# Zillow Project
## Clustering Module
By Michael P. Moran

## Table of contents
1. [Project Planning](#project-planning)
1. [Prepare Environment](#prepare-environment)
    1. [Sub paragraph](#subparagraph1)
1. [Acquisition](#acquisition)
1. [Preparation](#preparation)
1. [Exploration](#exploration)
1. [Modeling](#modeling)

## TODO
- SQL query
    - [X] only include properties with a transaction in 2016 &/or 2017 (along with zestimate error and date of transaction).
- Removing lots
    - [ ] find a ratio between taxlandvalue and lotsizesquarefeet to exclude lots (there are some with 70k taxappraisalvalue and a lotsize of 30-40k square feet
    - [X] fill taxdelinquencyflag with N for the NaNs.
    - [ ] what to do with taxdelinquencyyear? maybe combine the flag with the year to create a variable that reflects how long it has been delinquent and put a 0 for those that are not delinquent
    - [ ] combine calculatedsqft and lotsizesqft???
    - [ ] combine bedroomcnt and bathroomcnt?
    - [ ] encode delinquency column
    
### Presentation
- [ ] Topic will be 3 key takeaways from project
    - e.g., I created this really cool function
    - e.g., or garagecnt is determining the poolcnt

## Project Planning <a name="project-planning"></a>

### Goals

### Deliverables

### Data Dictionary & Domain Knowledge

- regionidcounty
    - 3101 --- 6037 (Los Angeles)
    - 1286 --- 6059 (Orange County)
    - 2061 --- 6111 (Ventura County) 

In [None]:
LA = 3101
ORANGE = 1286
VENTURA = 2061

### Hypotheses

1. Low calculatedsqft is correlated with a higher logerror
1. Low lotsizesqft is correlated with a higher logerror
1. Low taxvaluedollarcnt is correlated with a higher logerror
1. Low bedroomcnt is correlated with a higher logerror
    - 2 to 4 bedrooms have higher logerror
1. Low bathroomcnt is correlated with a higher logerror
    - 1 to 3 bathrooms have higher logerror
1. bedroomcnt and bathroomcnt are positively correlated
1. calculatedsqft and taxvaluedollarcnt are positively correlated
    - Yes. There is a 0.6 correlation coefficient
1. lotsizesqft and taxvaluedollarcnt are positively correlated
    - No. Tax value actually goes down with bigger lots (are these lots without houses??)
1. lotsizesqft is not driving logerror because it is really high for condos (I believe it includes the whole development the condo is on) but the logerror is low for them


### Thoughts & Questions

- remove the condominums and planned unit developments?

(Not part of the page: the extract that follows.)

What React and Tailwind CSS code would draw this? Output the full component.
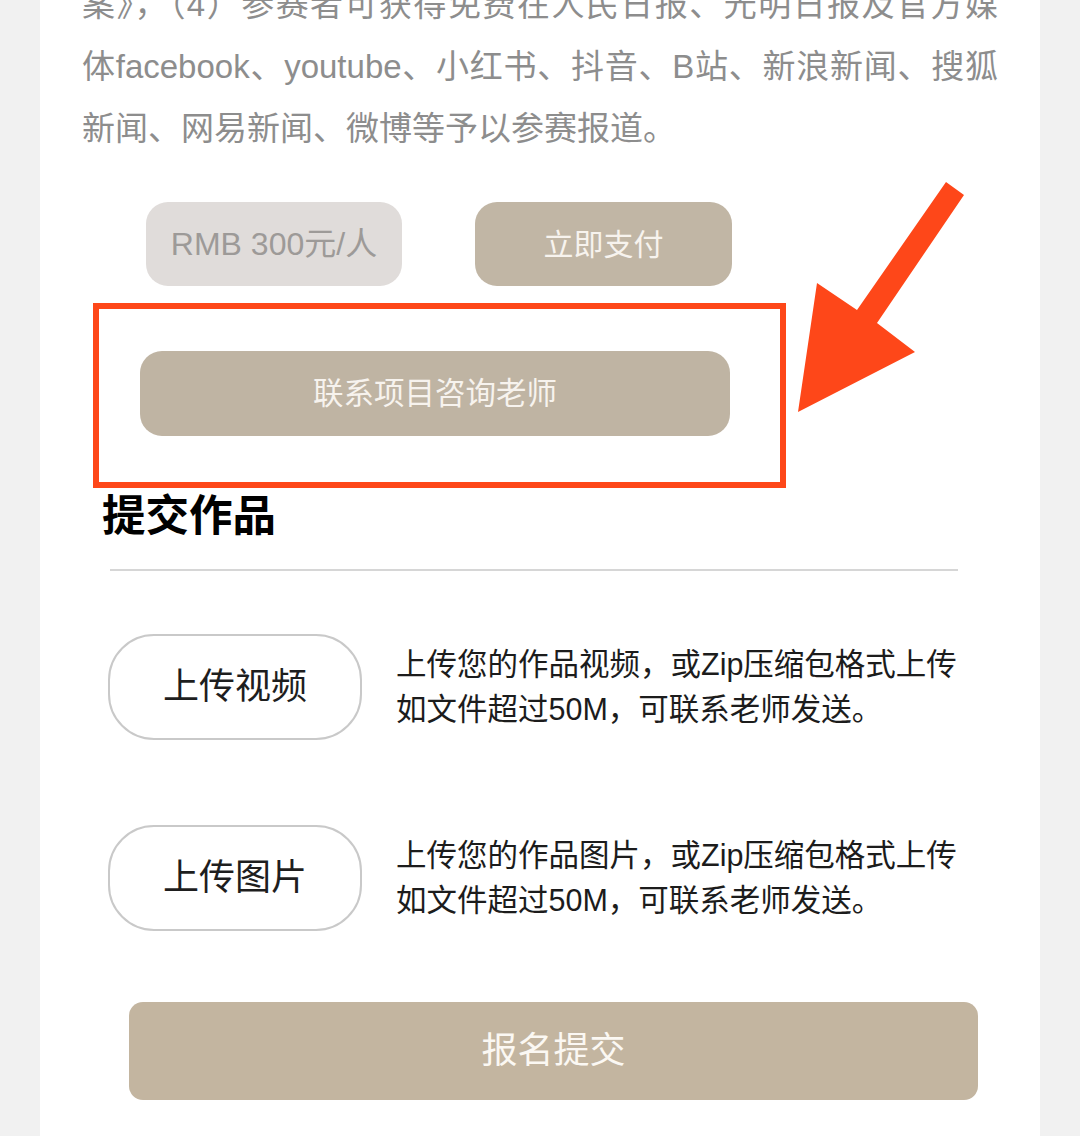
import React from 'react'

const font = { fontFamily: '"Liberation Sans", "Noto Sans CJK SC", sans-serif' }

function UploadRow({ label, desc, className }) {
  return (
    <div className={`flex items-center ${className}`}>
      <button className="ml-[68px] flex h-[106px] w-[254px] items-center justify-center rounded-[46px] border-2 border-[#c9c9c9] bg-white text-[36px] text-[#1e1e1e]">
        {label}
      </button>
      <div className="ml-[34px] text-[30.5px] leading-[45px] text-[#1c1c1c]">
        <div>{desc}</div>
        <div>如文件超过50M，可联系老师发送。</div>
      </div>
    </div>
  )
}

export default function App() {
  return (
    <div className="relative h-[1136px] w-[1080px] overflow-hidden bg-[#f1f1f1]" style={font}>
      <div className="ml-[40px] flex h-[1136px] w-[1000px] flex-col bg-white">
        <div className="-mt-[26px] px-[42px] text-[33px] leading-[62px] text-[#8d8d8d]">
          <div className="text-justify [text-align-last:justify]">案》，（4）参赛者可获得免费在人民日报、光明日报及官方媒</div>
          <div className="text-justify [text-align-last:justify]">体facebook、youtube、小红书、抖音、B站、新浪新闻、搜狐</div>
          <div>新闻、网易新闻、微博等予以参赛报道。</div>
        </div>

        <div className="mt-[42px] flex gap-[73px] pl-[106px]">
          <div className="flex h-[84px] w-[256px] items-center justify-center rounded-[22px] bg-[#e0dcda] text-[32px] text-[#9d9a98]">
            RMB 300元/人
          </div>
          <button className="flex h-[84px] w-[257px] items-center justify-center rounded-[22px] bg-[#c1b6a5] text-[30px] text-[#f7f3ee]">
            立即支付
          </button>
        </div>

        <div className="ml-[53px] mt-[17px] h-[185px] w-[693px] border-[6px] border-[#fe4719] pl-[41px] pt-[42px]">
          <button className="flex h-[85px] w-[590px] items-center justify-center rounded-[22px] bg-[#bfb4a3] text-[30.5px] text-[#f7f3ee]">
            联系项目咨询老师
          </button>
        </div>

        <h2 className="ml-[62px] mt-[4px] text-[43.5px] font-bold leading-[48px] text-black">提交作品</h2>

        <div className="ml-[70px] mt-[29px] h-[2px] w-[848px] bg-[#d6d6d6]" />

        <UploadRow className="mt-[63px]" label="上传视频" desc="上传您的作品视频，或Zip压缩包格式上传" />
        <UploadRow className="mt-[85px]" label="上传图片" desc="上传您的作品图片，或Zip压缩包格式上传" />

        <button className="ml-[89px] mt-[71px] flex h-[98px] w-[849px] items-center justify-center rounded-[14px] bg-[#c3b5a0] text-[36px] text-[#fbf8f3]">
          报名提交
        </button>
      </div>

      <svg className="pointer-events-none absolute left-0 top-0 h-[1136px] w-[1080px]" viewBox="0 0 1080 1136">
        <polygon
          points="946,182 964,195 877,323 915,352 798,412 817,283 857,310"
          fill="#fe4719"
        />
      </svg>
    </div>
  )
}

## Prepare Environment <a name="prepare-environment"></a>

In [None]:
import acquire_zillow
import prepare_zillow
import explore_zillow
from importlib import reload

import numpy as np
import pandas as pd
import matplotlib.pyplot as plt
import scipy.stats as stats
import seaborn as sns

pd.set_option('display.max_rows', 100)
pd.set_option('display.max_columns', 100)
# pd.set_option('display.width', 1000)

**Reload modules to capture changes**

In [None]:
acquire_zillow = reload(acquire_zillow)
prepare_zillow = reload(prepare_zillow)
explore_zillow = reload(explore_zillow)

## Acquisition <a name="acquisition"></a>

In [None]:
df = acquire_zillow.get_zillow_from_csv("zillow_data.csv")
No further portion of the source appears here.